Debemos ser conscientes, como lo fue Zweig, del espíritu transformador y dinámico de nuestra época, que mira con recelo todo escenario anterior y que confía ciegamente en el progreso, porque en ello nos va la vida. Cuando la gran crisis económica se hizo notoria en nuestro país, pude comprobar a cámara lenta cómo mi generación se desperezaba y salía del alelamiento en el que había vivido durante su corta existencia. Millones de veinteañeros se restregaban los ojitos como bebés y miraban a sus papis con cara de cabreo, demandando una explicación y recreando con asombrosa exactitud los movimientos de masas de un pasado no tan lejano. Y esa misma experiencia la vivieron los incautos que marcharon con lerda sonrisa a la Gran Guerra, o en otras palabras, al horror que haría naufragar a Europa y que precipitaría las “tiranías” posteriores. En definitiva, la pérdida de la inocencia que describe nuestro escritor vienés no sólo se experimentó históricamente durante las primeras décadas del siglo XX, sino que nuestra misma biografía se compone de dos momentos: el de ayer y el de hoy. La niñez, plena de esperanza y confianza, se torna en purgatorio durante la edad adulta, cuando advertimos el frío y desencantado mundo en el que estamos inmersos y las pocas posibilidades de que disponemos para sobreponernos a él. La duración y el alcance de este shock dependen de nosotros mismos, de nuestra fuerza y carácter. Mas Zweig tenía razón cuando afirmaba:

“A pesar de todo el progreso que el cuarto de siglo de entreguerras ha traído en el campo social y técnico, en nuestro pequeño mundo de Occidente no existe ninguna nación que no haya perdido una parte ingente del placer de vivir y de la libertad de espíritu de antaño” (p. 170).

Esta pérdida se está viviendo hoy con aún mayor intensidad, en plena Tercera Revolución Industrial, debido probablemente a la conciencia de habernos liberado de un manto de inocencia que acabaría por asfixiarnos. Una sociedad masificada y asediada de estímulos no precisamente intelectuales, que prima la burocracia, el control subrepticio de sus ciudadanos y la cuantificación arbitraria del conocimiento, sobre la base de certificaciones académicas que en nada demuestran la competencia de sus poseedores. No obstante, la realidad presente supera con creces a los tiempos pasados en todo lo que respecta a los adelantos técnicos y científicos, la facilidad de acceso a la información, la estabilidad interna de las naciones “desarrolladas”, la aparición de bloques estables supranacionales, como la Unión Europea (una realidad que hubiera llevado al éxtasis a Zweig), el crecimiento de unas clases medias que atempera las castas de antaño, la liberación sexual y la igualdad entre sexos, y la posibilidad de viajar a lugares distantes con relativa facilidad.

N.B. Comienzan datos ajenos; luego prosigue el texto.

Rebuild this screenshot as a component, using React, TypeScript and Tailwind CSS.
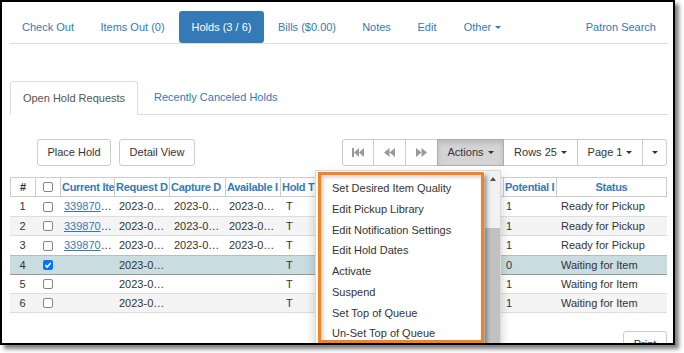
import React from 'react';

const Caret = () => (
  <span className="inline-block w-0 h-0 ml-[4px] border-t-[3px] border-t-current border-x-[3px] border-x-transparent" />
);

const Check = ({ on }: { on?: boolean }) =>
  on ? (
    <span className="w-[10px] h-[10px] rounded-[2px] bg-[#0075ff] flex items-center justify-center">
      <svg viewBox="0 0 10 10" className="w-[10px] h-[10px]">
        <path d="M2.3 5.1 4.2 7 7.7 2.9" fill="none" stroke="white" strokeWidth="1.6" />
      </svg>
    </span>
  ) : (
    <span className="w-[10px] h-[10px] rounded-[2px] border border-[#858585] bg-white" />
  );

const FastBack = () => (
  <svg viewBox="0 0 12 9" className="w-[12px] h-[9px] fill-[#999]">
    <rect x="0" y="0" width="2" height="9" />
    <path d="M2 4.5 7 0v9z" />
    <path d="M7 4.5 12 0v9z" />
  </svg>
);

const Back = () => (
  <svg viewBox="0 0 11 9" className="w-[11px] h-[9px] fill-[#999]">
    <path d="M0 4.5 5.5 0v9z" />
    <path d="M5.5 4.5 11 0v9z" />
  </svg>
);

const Forward = () => (
  <svg viewBox="0 0 11 9" className="w-[11px] h-[9px] fill-[#999]">
    <path d="M11 4.5 5.5 0v9z" />
    <path d="M5.5 4.5 0 0v9z" />
  </svg>
);

const rows = [
  { n: 1, on: false, link: true, full: true, pot: '1', status: 'Ready for Pickup', bg: 'bg-white', h: 'h-[20px]', bd: 'border-[#ddd]' },
  { n: 2, on: false, link: true, full: true, pot: '1', status: 'Ready for Pickup', bg: 'bg-[#f4f4f4]', h: 'h-[19px]', bd: 'border-[#ddd]' },
  { n: 3, on: false, link: true, full: true, pot: '1', status: 'Ready for Pickup', bg: 'bg-white', h: 'h-[20px]', bd: 'border-[#bbb]' },
  { n: 4, on: true, link: false, full: false, pot: '0', status: 'Waiting for Item', bg: 'bg-[#c9dcdf]', h: 'h-[19px]', bd: 'border-[#999]' },
  { n: 5, on: false, link: false, full: false, pot: '1', status: 'Waiting for Item', bg: 'bg-white', h: 'h-[19px]', bd: 'border-[#ddd]' },
  { n: 6, on: false, link: false, full: false, pot: '1', status: 'Waiting for Item', bg: 'bg-[#f4f4f4]', h: 'h-[19px]', bd: 'border-[#ddd]' },
];

const menu = [
  'Set Desired Item Quality',
  'Edit Pickup Library',
  'Edit Notification Settings',
  'Edit Hold Dates',
  'Activate',
  'Suspend',
  'Set Top of Queue',
  'Un-Set Top of Queue',
];

const cols = 'grid grid-cols-[25px_25px_54px_55px_56px_55px_55px_56px_56px_56px_53px_111px]';

// headers are cut by their narrow columns; columns 8-10 sit under the open dropdown
const headers = ['Current Ite', 'Request D', 'Capture D', 'Available I', 'Hold T', '', '', '', 'Potential I'];

export default function App() {
  return (
    <div className="w-[684px] h-[353px] bg-white font-['Liberation_Sans',Arial,sans-serif] text-[11px] text-[#333]">
      <div className="relative w-[675px] h-[345px] border-2 border-black bg-white overflow-hidden shadow-[4px_4px_4px_rgba(0,0,0,0.5)]">
        <div className="pl-[8px]">
          {/* patron nav */}
          <div className="mt-[9px] w-[658px] flex border-b border-[#ddd] text-[#337ab7]">
            <div className="w-[76px] h-[32px] flex items-center justify-center">Check Out</div>
            <div className="w-[89px] ml-[2px] h-[32px] flex items-center justify-center">Items Out (0)</div>
            <div className="w-[85px] ml-[2px] h-[32px] flex items-center justify-center rounded-[3px] bg-[#337ab7] text-white">Holds (3 / 6)</div>
            <div className="w-[82px] ml-[2px] h-[32px] flex items-center justify-center">Bills ($0.00)</div>
            <div className="w-[53px] ml-[2px] h-[32px] flex items-center justify-center">Notes</div>
            <div className="w-[44px] ml-[2px] h-[32px] flex items-center justify-center">Edit</div>
            <div className="w-[63px] ml-[2px] h-[32px] flex items-center justify-center">
              Other
              <Caret />
            </div>
            <div className="ml-auto pr-[12px] h-[32px] flex items-center">Patron Search</div>
          </div>

          {/* hold tabs */}
          <div className="mt-[37px] w-[658px] flex border-b border-[#ddd]">
            <div className="w-[128px] h-[34px] -mb-px flex items-center justify-center rounded-t-[3px] border border-[#ddd] border-b-white bg-white text-[#555]">
              Open Hold Requests
            </div>
            <div className="ml-[2px] h-[33px] px-[14px] flex items-center text-[#337ab7]">Recently Canceled Holds</div>
          </div>

          {/* toolbar */}
          <div className="mt-[24px] w-[657px] flex justify-between">
            <div className="pl-[27px] flex gap-[8px]">
              <button className="w-[74px] h-[27px] rounded-[3px] border border-[#ccc] bg-white">Place Hold</button>
              <button className="w-[76px] h-[27px] rounded-[3px] border border-[#ccc] bg-white">Detail View</button>
            </div>
            <div className="flex h-[27px]">
              <button className="w-[32px] flex items-center justify-center rounded-l-[3px] border border-[#ccc] bg-white"><FastBack /></button>
              <button className="w-[33px] -ml-px flex items-center justify-center border border-[#ccc] bg-white"><Back /></button>
              <button className="w-[33px] -ml-px flex items-center justify-center border border-[#ccc] bg-white"><Forward /></button>
              <button className="relative w-[67px] -ml-px flex items-center justify-center border border-[#adadad] bg-[#d4d4d4] shadow-[inset_0_3px_5px_rgba(0,0,0,0.13)]">
                Actions
                <Caret />
              </button>
              <button className="w-[75px] -ml-px flex items-center justify-center border border-[#ccc] bg-white">
                Rows 25
                <Caret />
              </button>
              <button className="w-[66px] -ml-px flex items-center justify-center border border-[#ccc] bg-white">
                Page 1
                <Caret />
              </button>
              <button className="w-[25px] -ml-px flex items-center justify-center rounded-r-[3px] border border-[#ccc] bg-white">
                <span className="inline-block w-0 h-0 border-t-[3px] border-t-current border-x-[3px] border-x-transparent" />
              </button>
            </div>
          </div>

          {/* grid */}
          <div className="mt-[11px] w-[657px]">
            <div className={`${cols} h-[20px] border-y border-[#ccc] text-[#337ab7] font-bold tracking-[-0.3px]`}>
              <div className="border-l border-[#ccc] flex items-center justify-center text-[#333]">#</div>
              <div className="border-l border-[#ccc] flex items-center justify-center">
                <Check />
              </div>
              {headers.map((h, i) => (
                <div key={i} className="border-l border-[#ccc] pl-px flex items-center overflow-hidden whitespace-nowrap">{h}</div>
              ))}
              <div className="border-x border-[#ccc] flex items-center justify-center">Status</div>
            </div>
            {rows.map((r) => (
              <div key={r.n} className={`${cols} ${r.h} ${r.bg} border-b ${r.bd}`}>
                <div className="flex items-center justify-center">{r.n}</div>
                <div className="flex items-center justify-center">
                  <Check on={r.on} />
                </div>
                <div className="pl-[4px] flex items-center">
                  {r.link && (
                    <>
                      <span className="text-[#337ab7] underline">339870</span>…
                    </>
                  )}
                </div>
                <div className="pl-[5px] flex items-center">2023-0…</div>
                <div className="pl-[5px] flex items-center">{r.full ? '2023-0…' : ''}</div>
                <div className="pl-[4px] flex items-center">{r.full ? '2023-0…' : ''}</div>
                <div className="pl-[6px] flex items-center">T</div>
                <div />
                <div />
                <div />
                <div className="pl-[3px] flex items-center">{r.pot}</div>
                <div className="pl-[5px] flex items-center">{r.status}</div>
              </div>
            ))}
            <div className="mt-[18px] flex justify-end">
              <button className="w-[44px] h-[27px] rounded-[3px] border border-[#ccc] bg-white">Print</button>
            </div>
          </div>
        </div>

        {/* actions dropdown */}
        <div className="absolute left-[313px] top-[168px] w-[186px] h-[190px] flex bg-white border border-black/15 shadow-[0_5px_10px_rgba(0,0,0,0.2)]">
          <div className="flex-1 pt-[7px]">
            {menu.map((m) => (
              <div key={m} className="h-[20.75px] pl-[16px] flex items-center whitespace-nowrap">{m}</div>
            ))}
          </div>
          <div className="w-[15px] flex flex-col bg-[#f1f1f1]">
            <div className="h-[15px] flex items-center justify-center">
              <span className="inline-block w-0 h-0 border-b-[4px] border-b-[#505050] border-x-[3.5px] border-x-transparent" />
            </div>
            <div className="h-[42px]" />
            <div className="flex-1 bg-[#c1c1c1]" />
          </div>
        </div>

        {/* highlight */}
        <div className="absolute left-[316px] top-[170px] w-[166px] h-[171px] border-[3px] border-[#f5821f] shadow-[3px_3px_4px_rgba(0,0,0,0.35),inset_2px_2px_4px_rgba(0,0,0,0.2)]" />
      </div>
    </div>
  );
}
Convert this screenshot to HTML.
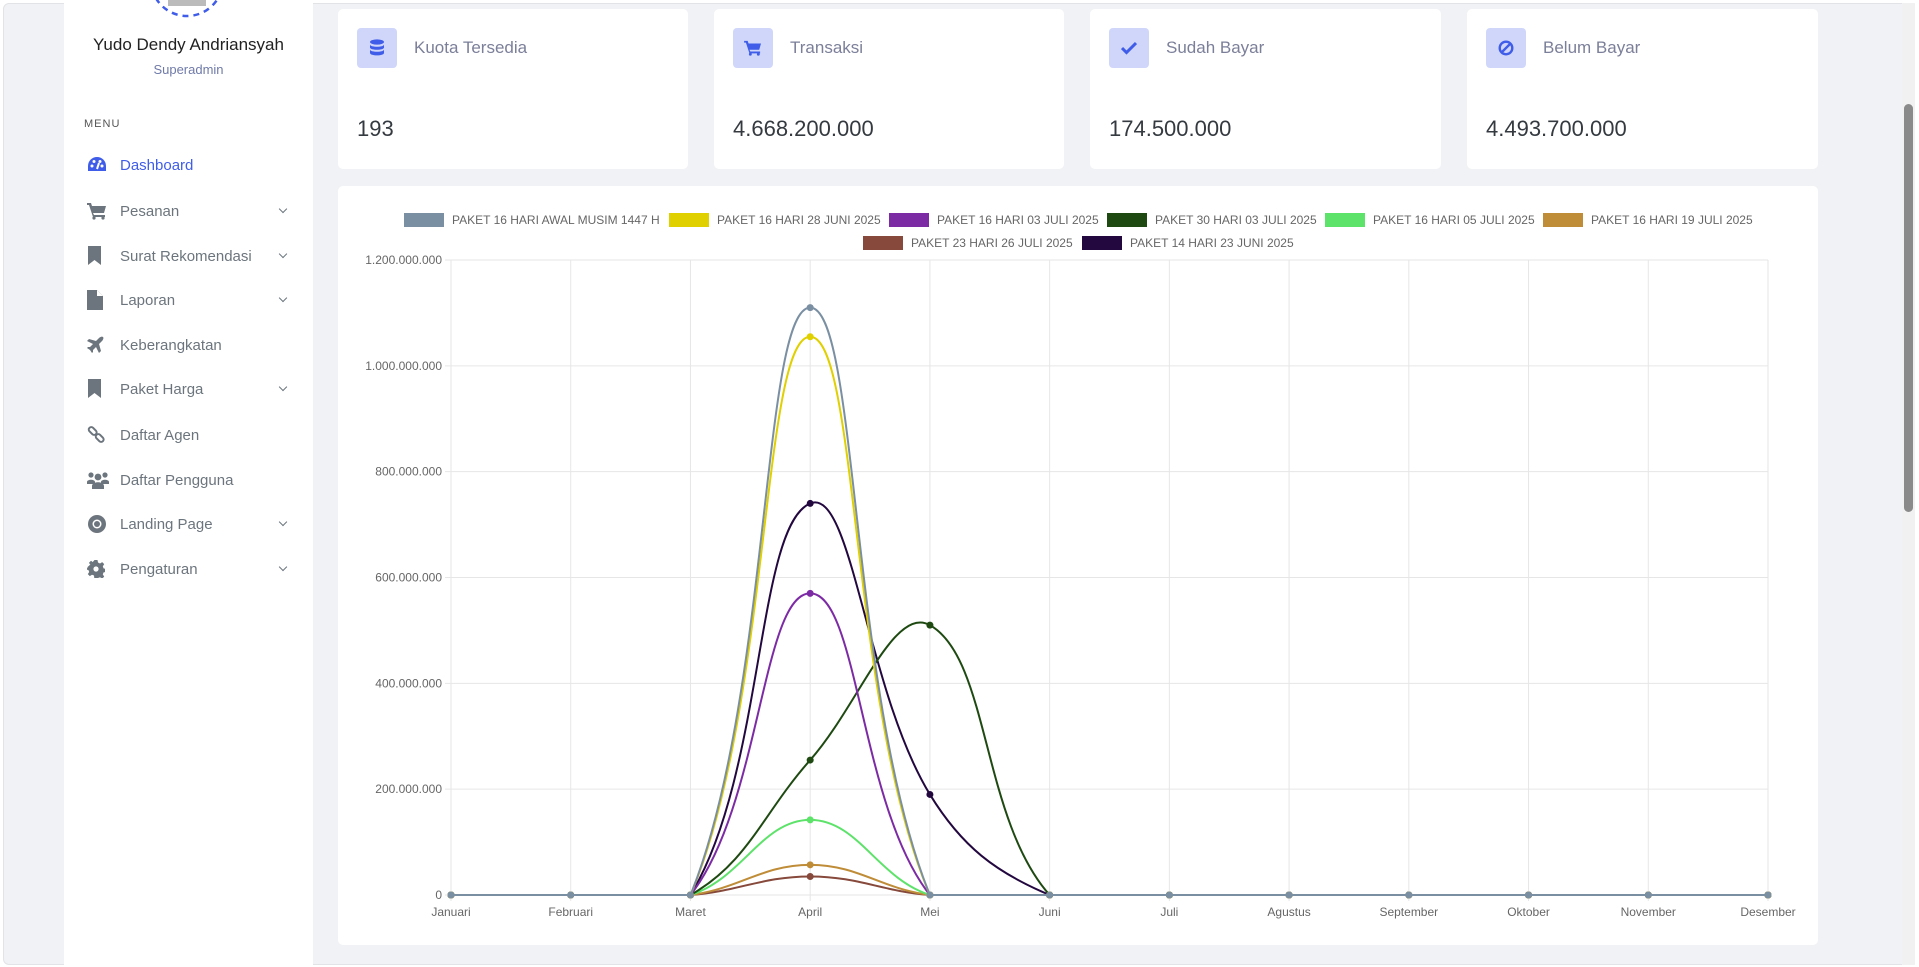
<!DOCTYPE html>
<html><head><meta charset="utf-8"><style>
*{box-sizing:border-box;margin:0;padding:0}
body{width:1919px;height:967px;overflow:hidden;background:#fff;font-family:"Liberation Sans",sans-serif;position:relative}
.frame{position:absolute;left:3px;top:3px;width:1912px;height:962px;background:#f1f2f5;border:1px solid #e2e3e6;border-radius:6px;overflow:hidden}
.side{position:absolute;left:64px;top:0;width:249px;height:967px;background:#fff}
.card{position:absolute;top:9px;height:160px;background:#fff;border-radius:5px}
.ib{position:absolute;left:19px;top:19px;width:40px;height:40px;background:#cfd6fa;border-radius:4px;display:flex;align-items:center;justify-content:center}
.ct{position:absolute;left:76px;top:29px;font-size:17px;color:#7b7f99}
.cv{position:absolute;left:19px;top:107px;font-size:22px;color:#343a40}
.item{position:absolute;left:0;width:249px;height:30px;display:flex;align-items:center;font-size:15px;color:#6c757d}
.item svg{position:absolute;left:23px}
.item span{position:absolute;left:56px}
.item .ch{position:absolute;left:216px;top:10px;width:6px;height:6px;border-right:1.6px solid #6c757d;border-bottom:1.6px solid #6c757d;transform:rotate(45deg)}
.chart{position:absolute;left:338px;top:186px;width:1480px;height:759px;background:#fff;border-radius:5px}
.lg{position:absolute;font-size:12px;color:#666;white-space:nowrap;display:flex;align-items:center}
.lg i{display:inline-block;width:40px;height:14px;margin-right:8px}
.sb{position:absolute;left:1902px;top:3px;width:13px;height:962px;background:#f1f1f1}
.thumb{position:absolute;left:1904px;top:104px;width:9px;height:408px;background:#8a8a8a;border-radius:5px}
</style></head><body>
<div class="frame"></div>
<div class="side">
<svg style="position:absolute;left:0;top:0" width="249" height="30"><circle cx="123" cy="-20" r="36" fill="none" stroke="#3f5de8" stroke-width="2.5" stroke-dasharray="6 5"/><circle cx="123" cy="-20" r="31" fill="#fff"/><rect x="104" y="0" width="38" height="6" fill="#bbb"/></svg>
<div style="position:absolute;top:35px;width:249px;text-align:center;font-size:17px;color:#222">Yudo Dendy Andriansyah</div>
<div style="position:absolute;top:62px;width:249px;text-align:center;font-size:13px;color:#6f7aa8">Superadmin</div>
<div style="position:absolute;left:20px;top:118px;font-size:11px;color:#555;letter-spacing:1px">MENU</div>
<div class="item" style="top:150px;color:#3f5de8"><svg width="20" height="18" viewBox="0 0 20 18"><path d="M10 1A9 9 0 0 0 1 10v5h18v-5A9 9 0 0 0 10 1z" fill="#3f5de8"/><circle cx="5" cy="10" r="1.5" fill="#fff"/><circle cx="15" cy="10" r="1.5" fill="#fff"/><circle cx="7" cy="5.5" r="1.5" fill="#fff"/><circle cx="13" cy="5.5" r="1.5" fill="#fff"/><path d="M10 13l2-6" stroke="#fff" stroke-width="2"/></svg><span>Dashboard</span></div>
<div class="item" style="top:196px"><svg width="20" height="18" viewBox="0 0 20 18"><path d="M0 1h4l1 3h14l-2 7H6l1 2h11v2H6L2 3H0z" fill="#6c757d"/><circle cx="7" cy="16" r="1.6" fill="#6c757d"/><circle cx="16" cy="16" r="1.6" fill="#6c757d"/></svg><span>Pesanan</span><i class="ch"></i></div>
<div class="item" style="top:241px"><svg width="16" height="20" viewBox="0 0 16 20"><path d="M1 0h13v19l-6.5-5L1 19z" fill="#6c757d"/></svg><span>Surat Rekomendasi</span><i class="ch"></i></div>
<div class="item" style="top:285px"><svg width="16" height="20" viewBox="0 0 16 20"><path d="M0 0h10l6 6v14H0z" fill="#6c757d"/><path d="M10 0v6h6" fill="#fff"/></svg><span>Laporan</span><i class="ch"></i></div>
<div class="item" style="top:330px"><svg width="18" height="18" viewBox="0 0 18 18"><path d="M16 1c-1-1-3 0-4 1L9 5 2 3 0 5l6 3-3 3H1l-1 1 3 2 2 3 1-1v-2l3-3 3 6 2-2-2-7 3-3c1-1 2-3 1-4z" fill="#6c757d"/></svg><span>Keberangkatan</span></div>
<div class="item" style="top:374px"><svg width="16" height="20" viewBox="0 0 16 20"><path d="M1 0h13v19l-6.5-5L1 19z" fill="#6c757d"/></svg><span>Paket Harga</span><i class="ch"></i></div>
<div class="item" style="top:420px"><svg width="18" height="18" viewBox="0 0 18 18"><rect x="1" y="2" width="9" height="5" rx="2.5" transform="rotate(45 5 5)" fill="none" stroke="#6c757d" stroke-width="2"/><rect x="8" y="9" width="9" height="5" rx="2.5" transform="rotate(45 12 12)" fill="none" stroke="#6c757d" stroke-width="2"/></svg><span>Daftar Agen</span></div>
<div class="item" style="top:465px"><svg width="22" height="18" viewBox="0 0 22 18"><circle cx="4" cy="4" r="2.6" fill="#6c757d"/><circle cx="18" cy="4" r="2.6" fill="#6c757d"/><circle cx="11" cy="6" r="3.4" fill="#6c757d"/><path d="M0 11c0-3 8-3 8 0v2H0zM14 11c0-3 8-3 8 0v2h-8zM5 15c0-5 12-5 12 0v3H5z" fill="#6c757d"/></svg><span>Daftar Pengguna</span></div>
<div class="item" style="top:509px"><svg width="20" height="20" viewBox="0 0 20 20"><circle cx="10" cy="10" r="9" fill="#6c757d"/><circle cx="10" cy="10" r="4.5" fill="#fff"/><circle cx="10" cy="10" r="3" fill="#6c757d"/></svg><span>Landing Page</span><i class="ch"></i></div>
<div class="item" style="top:554px"><svg width="18" height="18" viewBox="0 0 18 18"><path d="M7.5 0h3l.5 2.5 2 1 2.2-1.4 2 2-1.4 2.3.8 2 2.4.5v3l-2.4.5-.8 2 1.4 2.2-2 2-2.2-1.4-2 .8-.5 2.5h-3L7 15.5l-2-.8-2.2 1.4-2-2L2.2 12l-.8-2L-1 9.5" fill="#6c757d"/><path d="M0 7.5l2.5-.5.8-2L2 2.8l2-2L6 2.2z" fill="#6c757d"/><circle cx="9" cy="9" r="6" fill="#6c757d"/><circle cx="9" cy="9" r="2.6" fill="#fff"/></svg><span>Pengaturan</span><i class="ch"></i></div>
</div>

<div class="card" style="left:338px;width:350px"><div class="ib"><svg width="16" height="18" viewBox="0 0 16 18"><ellipse cx="8" cy="3" rx="7" ry="2.6" fill="#3f5de8"/><path d="M1 5.5c0 3 14 3 14 0v3c0 3-14 3-14 0zM1 10.5c0 3 14 3 14 0v3.5c0 3.2-14 3.2-14 0z" fill="#3f5de8"/></svg></div><div class="ct">Kuota Tersedia</div><div class="cv">193</div></div>
<div class="card" style="left:714px;width:350px"><div class="ib"><svg width="18" height="16" viewBox="0 0 20 18"><path d="M0 1h4l1 3h14l-2 7H6l1 2h11v2H6L2 3H0z" fill="#3f5de8"/><circle cx="7" cy="16" r="1.6" fill="#3f5de8"/><circle cx="16" cy="16" r="1.6" fill="#3f5de8"/></svg></div><div class="ct">Transaksi</div><div class="cv">4.668.200.000</div></div>
<div class="card" style="left:1090px;width:351px"><div class="ib"><svg width="16" height="14" viewBox="0 0 16 14"><path d="M1 7l4.5 4.5L15 2" fill="none" stroke="#3f5de8" stroke-width="3"/></svg></div><div class="ct">Sudah Bayar</div><div class="cv">174.500.000</div></div>
<div class="card" style="left:1467px;width:351px"><div class="ib"><svg width="16" height="16" viewBox="0 0 16 16"><circle cx="8" cy="8" r="6.3" fill="none" stroke="#3f5de8" stroke-width="2.4"/><path d="M12 4L4 12" stroke="#3f5de8" stroke-width="2.4"/></svg></div><div class="ct">Belum Bayar</div><div class="cv">4.493.700.000</div></div>

<div class="chart"></div>
<div class="lg" style="left:404px;top:213px"><i style="background:#7b8fa3"></i>PAKET 16 HARI AWAL MUSIM 1447 H</div>
<div class="lg" style="left:669px;top:213px"><i style="background:#e0d000"></i>PAKET 16 HARI 28 JUNI 2025</div>
<div class="lg" style="left:889px;top:213px"><i style="background:#7d2ba5"></i>PAKET 16 HARI 03 JULI 2025</div>
<div class="lg" style="left:1107px;top:213px"><i style="background:#1e4a12"></i>PAKET 30 HARI 03 JULI 2025</div>
<div class="lg" style="left:1325px;top:213px"><i style="background:#5de26a"></i>PAKET 16 HARI 05 JULI 2025</div>
<div class="lg" style="left:1543px;top:213px"><i style="background:#bf8c38"></i>PAKET 16 HARI 19 JULI 2025</div>
<div class="lg" style="left:863px;top:236px"><i style="background:#86493b"></i>PAKET 23 HARI 26 JULI 2025</div>
<div class="lg" style="left:1082px;top:236px"><i style="background:#230840"></i>PAKET 14 HARI 23 JUNI 2025</div>
<svg id="c" style="position:absolute;left:0;top:0" width="1919" height="967" font-family="Liberation Sans, sans-serif" font-size="12" fill="#666"></svg>
<div class="sb"></div><div class="thumb"></div>
<script>
var s=document.getElementById('c'),NS='http://www.w3.org/2000/svg',L=451,R=1768,T=260,B=895;
function el(n,a,t){var e=document.createElementNS(NS,n);for(var k in a)e.setAttribute(k,a[k]);if(t)e.textContent=t;s.appendChild(e);return e}
var months=['Januari','Februari','Maret','April','Mei','Juni','Juli','Agustus','September','Oktober','November','Desember'];
var dx=(R-L)/11;
for(var i=0;i<12;i++){var x=L+i*dx;el('line',{x1:x,x2:x,y1:T,y2:B+6,stroke:'#e6e6e6'});el('text',{x:x,y:916,'text-anchor':'middle'},months[i]);}
el('line',{x1:R,x2:R,y1:T,y2:B,stroke:'#e6e6e6'});
var yl=['0','200.000.000','400.000.000','600.000.000','800.000.000','1.000.000.000','1.200.000.000'];
for(var j=0;j<7;j++){var y=B-j*(B-T)/6;el('line',{x1:L-6,x2:R,y1:y,y2:y,stroke:'#e6e6e6'});el('text',{x:L-9,y:y+4,'text-anchor':'end'},yl[j]);}
var ds=[['#7b8fa3',{3:1.11}],['#e0d000',{3:1.055}],['#7d2ba5',{3:0.57}],['#1e4a12',{3:0.255,4:0.51}],['#5de26a',{3:0.142}],['#bf8c38',{3:0.057}],['#86493b',{3:0.035}],['#230840',{3:0.74,4:0.19}]];
for(var d=ds.length-1;d>=0;d--){var c=ds[d][0],p=[];
for(var i=0;i<12;i++)p.push([L+i*dx,B-(ds[d][1][i]||0)/1.2*(B-T)]);
var cp=[];for(var i=0;i<12;i++){var a=p[i-1]||p[i],b=p[i],n=p[i+1]||p[i];var d01=Math.hypot(b[0]-a[0],b[1]-a[1]),d12=Math.hypot(n[0]-b[0],n[1]-b[1]);var s01=d01/(d01+d12)||0,s12=d12/(d01+d12)||0;var fa=.4*s01,fb=.4*s12;
cp.push([[b[0]-fa*(n[0]-a[0]),Math.min(B,Math.max(T,b[1]-fa*(n[1]-a[1])))],[b[0]+fb*(n[0]-a[0]),Math.min(B,Math.max(T,b[1]+fb*(n[1]-a[1])))]]);}
var st='M'+p[0][0]+' '+p[0][1];for(var i=1;i<12;i++)st+=' C'+cp[i-1][1][0]+' '+cp[i-1][1][1]+' '+cp[i][0][0]+' '+cp[i][0][1]+' '+p[i][0]+' '+p[i][1];
el('path',{d:st,fill:'none',stroke:c,'stroke-width':2});
for(var i=0;i<12;i++)el('circle',{cx:p[i][0],cy:p[i][1],r:3.5,fill:c});}
</script>
</body></html>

Por lo demás, nuestra época nada tiene que ver con esos centros urbanos de cuento de hadas y esas campiñas idílicas recortadas contra Los Alpes blancos, y que sirvieron de marco y reflejo al escritor de Viena; por el contrario, y me pongo como ejemplo, nuestro periplo biográfico se desarrolla principalmente en un entorno suburbano, funcional y decadente del que es difícil sustraerse, con el fin de lograr una obra artística que supere a los maestros de la avant-garde. Se me podrá objetar que cada época encuentra su inspiración en lugares y realidades distintos, y aunque podría estar de acuerdo con el argumento, algo me dice que no es tan sencillo… En todo caso, la influencia y la expectación por las funciones de teatro y las óperas que describía Zweig en El mundo de ayer, han sido sustituidas por conciertos de pop-rock y los estrenos de la HBO, y el aprecio y la pasión de las gentes por la palabra escrita han quedado confinadas a determinadas élites intelectuales. A pesar de todo, el genio creativo se conduce actualmente en regiones distintas a las de comienzos del siglo pasado, y es llevado a término por individuos ególatras, vanidosos e histéricos de difícil clasificación, que hallan en la fusión de estilos y las redes de comunicación un cauce de expresión hasta cierto punto novedoso.
En cualquier caso, no creo en los conceptos de progreso o evolución, y por ende desconfío de amaneceres y ocasos. Vivamus, mea Lesbia, atque amemus! Todo lo demás sobra y es superfluo. Les animo, en fin, a que devoren con fruición la obra de este austriaco universal, y que no pierdan detalle de sus suculentas ideas y extraordinarios dotes narrativos. Studia Hermetica y eXcogito, se sienten herederos de la obra de estos grandes genios del pasado, y sobre ellos volveremos. Por lo demás, sigo trabajando en algunos proyectos que creo tendrán una calurosa acogida por parte de los lectores habituales de la revista. Por cierto que no me planteo mi participación en ninguna otra revista académica a corto plazo, ni tan siquiera enviar mi producción literaria a editorial alguna. Mi vida transcurre por una senda clara y contundente: evitar perder el tiempo a toda costa con intermediarios y labrar mi propio espacio editorial.